As for the research agenda we need to redefine how we set the boundaries between organizational theory and other domains, not to exclude, but to make any inclusion meaningful. We need to decide for example whether any research taking place in organizations is part of our domain or not. In the wake of an unprecedented technological shift this requires also to consider the role of technology, in the form of AI and RPA.

All these issues are made extremely relevant (and the last one even more), because of a set of circumstances:

  • we have finally completed the transition to a community where (almost) all scholars have gone through a formal PhD program;
  • we have experienced a plural world of research with many different approaches
  • we have reached a size that may make us an important component of the institutional research setting here in Italy
  • we are global in our research ambitions

It is time to grow, our friends!
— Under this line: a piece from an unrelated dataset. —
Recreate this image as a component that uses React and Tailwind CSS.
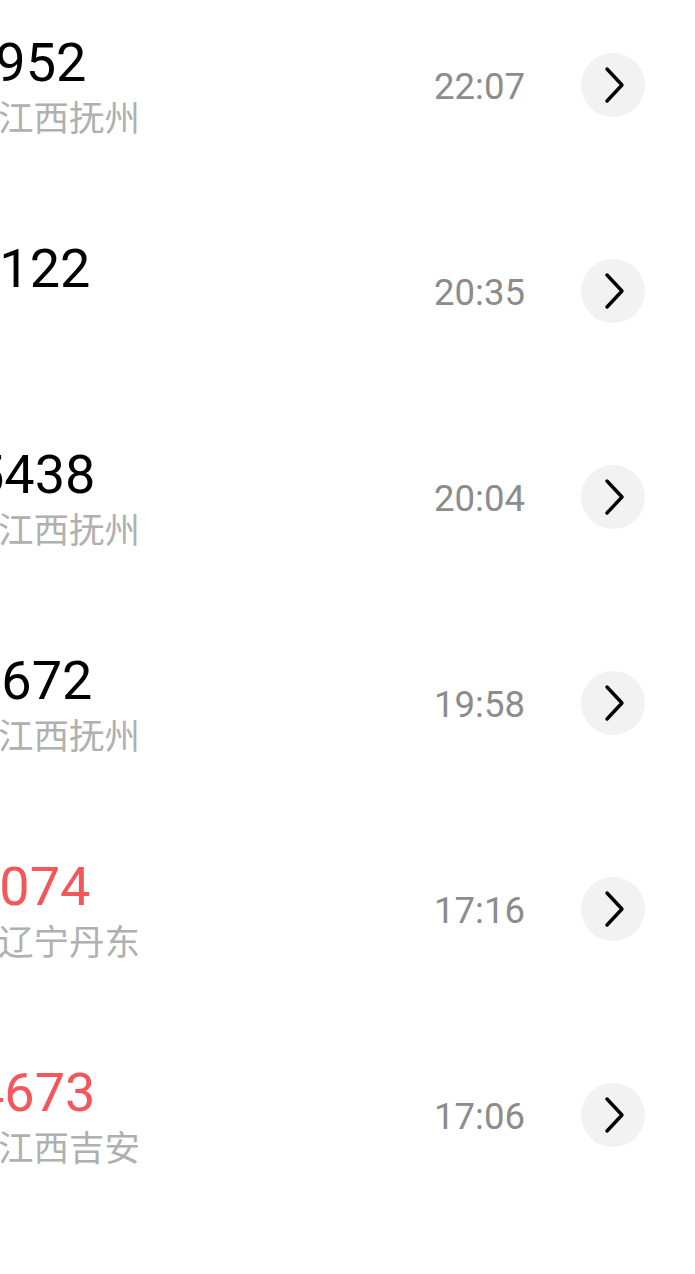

We need to decide how we can help our colleagues define a research path which is global, but renders justice to what is original in our setting, and we need to make Italy (and WOA) an attractive venue for discussing what lies ahead in organization theory.

Our WOA in Palermo literally embodies these changes in a city which is both strong in its identity and plural in its historically becoming, having been one of the first melting pots of the Mediterranean sea.

Once again we expect that Palermo can be the cradle for a creative dialectic between identity and pluralism, but we need to be conscious actors of this process dedicating time and effort to prepare ourselves for this event.